Publication information
- Publisher: Marvel Knights (Marvel Comics)
- Schedule: Monthly
- Format: mini-series
- Publication date: November 2004 - April 2005
- No. of issues: Six
- Main character: Doctor Strange Wong Strange Ancient One Clea Baron Mordo Dormammu

Creative team
- Written by: J. Michael Straczynski Samm Barnes
- Artist: Brandon Peterson
- Colorist: Justin Ponsor

= Strange (comic book) =

Comic book series by J. Michael Straczynski

Strange is a six-part American comic book limited series published by Marvel Comics under their Marvel Knights imprint.
Written by J. Michael Straczynski and Samm Barnes, with artwork by Brandon Peterson, Strange is a re-imagining of Doctor Strange's origin.

==Synopsis==

While in Tibet, medical student Stephen Strange meets a sickly, apparently mute young man named Wong. He later meets an old man while going to a monastery called "the Garden of Fountains", who asks him why he wants to become a doctor. Later, he hears the young man named Wong start talking after Stephen gives him a watch, hoping he will return later in life. Three years later, at his graduation party, one of Stephen's college professors who believes he would be more than a "medical profession's version of a pimp" is killed in an automobile incident. Three years after that, Stephen is working in plastic surgery in New York but is injured in a skiing accident.
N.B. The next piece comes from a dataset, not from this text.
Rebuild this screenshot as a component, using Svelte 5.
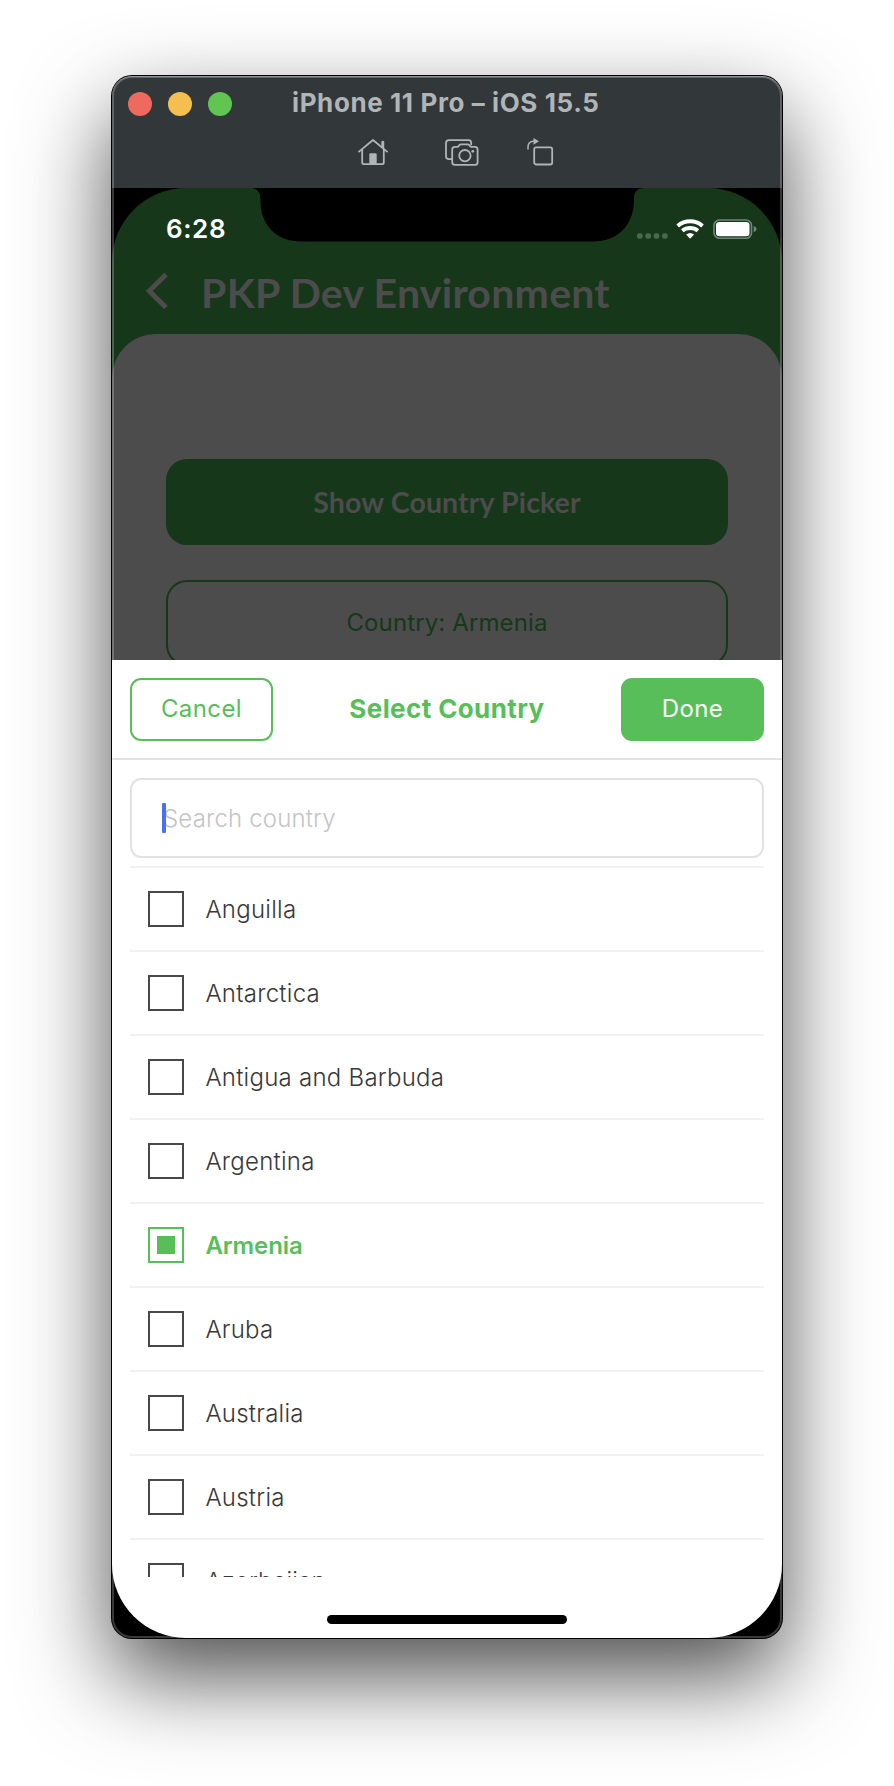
<script>
  let selected = $state('Armenia');
  const countries = [
    'Anguilla', 'Antarctica', 'Antigua and Barbuda', 'Argentina', 'Armenia',
    'Aruba', 'Australia', 'Austria', 'Azerbaijan'
  ];
</script>

<main>
  <div class="window">
    <header class="titlebar">
      <div class="title-row">
        <div class="lights"><i class="red"></i><i class="yellow"></i><i class="green"></i></div>
        <h1>iPhone 11 Pro – iOS 15.5</h1>
      </div>
      <div class="tools">
        <svg width="30" height="30" viewBox="0 0 30 30">
          <path d="M1 13.6 15 2 29 13.6M4.2 11.5V24.6Q4.2 26.2 5.8 26.2H24.2Q25.8 26.2 25.8 24.6V11.5M24.8 9.5V3.6" />
          <path class="solid" d="M11.3 26V16.4Q11.3 15.3 12.4 15.3H17.6Q18.7 15.3 18.7 16.4V26ZM23.4 3.2H26.2V11L23.4 8.7Z" />
        </svg>
        <svg width="34" height="30" viewBox="0 0 34 30">
          <path d="M6.8 21.2H4Q1 21.2 1 18.2V5.2Q1 2.2 4 2.2H23.6Q26 2.2 26.2 4.8V6.4" />
          <path d="M10 8.9H12.2Q13.2 8.9 13.7 8.1L14.4 7.1Q15 6.3 16 6.3H22.6Q23.6 6.3 24.2 7.1L24.9 8.1Q25.4 8.9 26.4 8.9H30Q32.6 8.9 32.6 11.5V24.2Q32.6 26.8 30 26.8H10Q7.2 26.8 7.2 24.2V11.5Q7.2 8.9 10 8.9Z" />
          <circle cx="19.9" cy="17.7" r="5.7" />
          <circle class="solid" cx="27.8" cy="13.3" r="1.4" />
        </svg>
        <svg width="28" height="30" viewBox="0 0 28 30">
          <rect x="7.2" y="9.3" width="18" height="17.2" rx="2" />
          <path class="thin" d="M1 11V9Q1 4 6 3.2H8" />
          <path class="solid" d="M6.5 0 12 3.3 6.5 6.7Z" />
        </svg>
      </div>
    </header>

    <section class="device">
      <div class="screen">
        <svg class="notch" width="404" height="55" viewBox="0 0 404 55">
          <path d="M5 0H399C392 0 389 4 389 11V14C388 38 372 53.5 348 53.5H56C32 53.5 16 38 15.500 14V11C15.500 4 12 0 5 0Z" />
        </svg>
        <div class="status">
          <span class="clock">6:28</span>
          <svg width="122" height="24" viewBox="0 0 122 24">
            <g fill="#47694c">
              <rect x="1" y="14.200" width="5.600" height="5.600" rx="2" /><rect x="9.400" y="14.200" width="5.600" height="5.600" rx="2" />
              <rect x="17.700" y="14.200" width="5.600" height="5.600" rx="2" /><rect x="26.100" y="14.200" width="5.600" height="5.600" rx="2" />
            </g>
            <g fill="none" stroke="#fff" stroke-width="4">
              <path d="M41.700 6.900A19 19 0 0 1 66.500 6.900" />
              <path d="M46.300 11.700A12.200 12.200 0 0 1 61.900 11.700" />
            </g>
            <path fill="#fff" d="M50.100 15.600Q54.100 12.500 58.100 15.600L54.100 19.800Z" />
            <rect x="78" y="1" width="37.500" height="18.200" rx="5.500" fill="none" stroke="#72867a" stroke-width="1.600" />
            <rect x="80" y="3" width="33.500" height="14.200" rx="3.300" fill="#fff" />
            <path fill="#72867a" d="M117.700 7Q120.600 8.200 120.600 10.100T117.700 13.300Z" />
          </svg>
        </div>
        <div class="navbar">
          <svg width="24" height="38" viewBox="0 0 24 38"><path d="M20 2.500 3.200 19 20 35.500" /></svg>
          <h2>PKP Dev Environment</h2>
        </div>
        <div class="body">
          <button class="show">Show Country Picker</button>
          <button class="current">Country: {selected}</button>
        </div>
        <div class="sheet">
          <div class="sheet-head">
            <button class="cancel">Cancel</button>
            <strong>Select Country</strong>
            <button class="done">Done</button>
          </div>
          <div class="search"><span class="caret"></span><span class="hint">Search country</span></div>
          <ul>
            {#each countries as country}
              <li class:active={country === selected}>
                <span class="box"></span><span class="name">{country}</span>
              </li>
            {/each}
          </ul>
          <div class="home"></div>
        </div>
      </div>
    </section>
  </div>
</main>

<style>
  :global(body) { background: #fff; }
  main {
    box-sizing: border-box;
    height: 1786px;
    padding: 76px 112px 0;
    overflow: hidden;
    font-family: Inter, "Liberation Sans", sans-serif;
  }
  h1, h2, ul { margin: 0; padding: 0; font-size: inherit; }
  button { font: inherit; padding: 0; margin: 0; box-sizing: border-box; display: block; }
  .window {
    position: relative;
    width: 670px;
    height: 1562px;
    border-radius: 20px;
    background: #000;
    box-shadow: 0 0 0 1px #000, 0 38px 90px rgba(0, 0, 0, .7);
  }
  .window::after {
    content: '';
    position: absolute;
    inset: 0;
    border-radius: 20px;
    border: 2px solid rgba(255, 255, 255, .22);
    pointer-events: none;
  }
  .titlebar {
    height: 112px;
    box-sizing: border-box;
    background: #32373a;
    border-radius: 20px 20px 0 0;
    border-top: 1px solid #777b7d;
    overflow: hidden;
  }
  .title-row { display: flex; align-items: center; height: 54px; padding-left: 16px; }
  .lights { display: flex; gap: 16px; width: 164px; }
  .lights i { width: 24px; height: 24px; border-radius: 50%; }
  .red { background: #ee695e; }
  .yellow { background: #f5bf4f; }
  .green { background: #61c554; }
  h1 { font-size: 26px; font-weight: 700; letter-spacing: .6px; color: #b0b5b8; white-space: nowrap; padding-bottom: 3px; }
  .tools { display: flex; padding: 7px 0 0 246px; }
  .tools svg { fill: none; stroke: #b0b5b8; stroke-width: 1.8; stroke-linejoin: round; stroke-linecap: round; }
  .tools svg:nth-child(2) { margin-left: 56.500px; }
  .tools svg:nth-child(3) { margin-left: 48px; }
  .tools .solid { fill: #b0b5b8; stroke: none; }
  .tools .thin { stroke-width: 1.5; }
  .device { height: 1450px; }
  .screen {
    position: relative;
    height: 1450px;
    border-radius: 74px;
    overflow: hidden;
    background: #17371b;
  }
  .notch { position: absolute; left: 133px; top: 0; }
  .status {
    display: flex;
    justify-content: space-between;
    align-items: flex-start;
    height: 80px;
    box-sizing: border-box;
    padding: 31px 24px 0 54px;
  }
  .clock { font-size: 26px; line-height: 20px; font-weight: 600; letter-spacing: .6px; color: #fff; }
  .navbar { display: flex; align-items: center; height: 66px; padding-left: 34px; }
  .navbar svg { fill: none; stroke: #4c4c4c; stroke-width: 5; stroke-linecap: butt; margin-top: -21px; }
  h2 { font: 700 41px/50px Lato, sans-serif; letter-spacing: .25px; color: #4c4c4c; margin: -17px 0 0 31px; white-space: nowrap; }
  .body {
    height: 326px;
    box-sizing: border-box;
    padding: 125px 54px 0;
    background: #4c4c4c;
    border-radius: 44px 44px 0 0;
    overflow: hidden;
  }
  .show {
    width: 562px;
    height: 86px;
    border: 0;
    border-radius: 21px;
    background: #17371b;
    color: #4c4c4c;
    font: 700 28.5px/85px Lato, sans-serif;
    letter-spacing: .12px;
  }
  .current {
    width: 562px;
    height: 86px;
    margin-top: 35px;
    padding-bottom: 1px;
    border: 2px solid #17371b;
    border-radius: 21px;
    background: none;
    color: #17371b;
    font-size: 24px;
    letter-spacing: .12px;
  }
  .sheet { height: 978px; background: #fff; }
  .sheet-head {
    display: flex;
    align-items: center;
    justify-content: space-between;
    height: 100px;
    box-sizing: border-box;
    padding: 0 18px;
    border-bottom: 2px solid #e2e2e2;
    color: #57be5a;
  }
  .sheet-head button { width: 143px; height: 63px; padding-bottom: 2px; border-radius: 11px; font-size: 24px; letter-spacing: .4px; }
  .cancel { border: 2px solid #57be5a; background: #fff; color: #57be5a; }
  .done { border: 0; background: #57be5a; color: #fff; }
  strong { font-size: 26px; letter-spacing: .4px; padding-bottom: 1px; }
  .search {
    display: flex;
    align-items: center;
    box-sizing: border-box;
    height: 80px;
    margin: 18px 18px 8px;
    padding-left: 30px;
    border: 2px solid #e2e2e2;
    border-radius: 11px;
  }
  .caret { width: 4px; height: 30px; border-radius: 1px; background: #4a70ec; z-index: 1; }
  .hint { font-size: 24px; font-weight: 300; letter-spacing: .17px; color: #c4c4c4; margin-left: -3px; }
  ul { height: 711px; margin: 0 18px; overflow: hidden; list-style: none; border-top: 2px solid #f2f2f2; box-sizing: border-box; }
  li {
    display: flex;
    align-items: center;
    height: 84px;
    box-sizing: border-box;
    padding-left: 18px;
    border-bottom: 2px solid #f2f2f2;
    color: #383838;
    font-size: 24px;
    font-weight: 300;
    letter-spacing: .26px;
  }
  .box { display: grid; place-items: center; width: 36px; height: 36px; box-sizing: border-box; border: 2px solid #484848; margin-right: 21.400px; }
  .active { color: #57be5a; font-weight: 600; letter-spacing: -.05px; }
  .active .box { border-color: #57be5a; }
  .active .box::after { content: ''; width: 18px; height: 18px; background: #57be5a; }
  .home { width: 240px; height: 9px; margin: 38px auto 0; border-radius: 5px; background: #000; }
</style>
Stephen loses the full ability to use his hands after the accident and starts looking for a surgeon who can fix his hands, but finds no one who can help.
Strange meets a member of doctors without borders who he had worked with in Tibet, who explains that Wong is now a specialist "healer" in alternative medicine. Strange returns to Tibet to discover that the village he had volunteered in had been destroyed and Wong had left. While in Tibet, Strange meets a man who knew Wong and receives Wong's address in New York. Strange returns to New York to meet with Wong.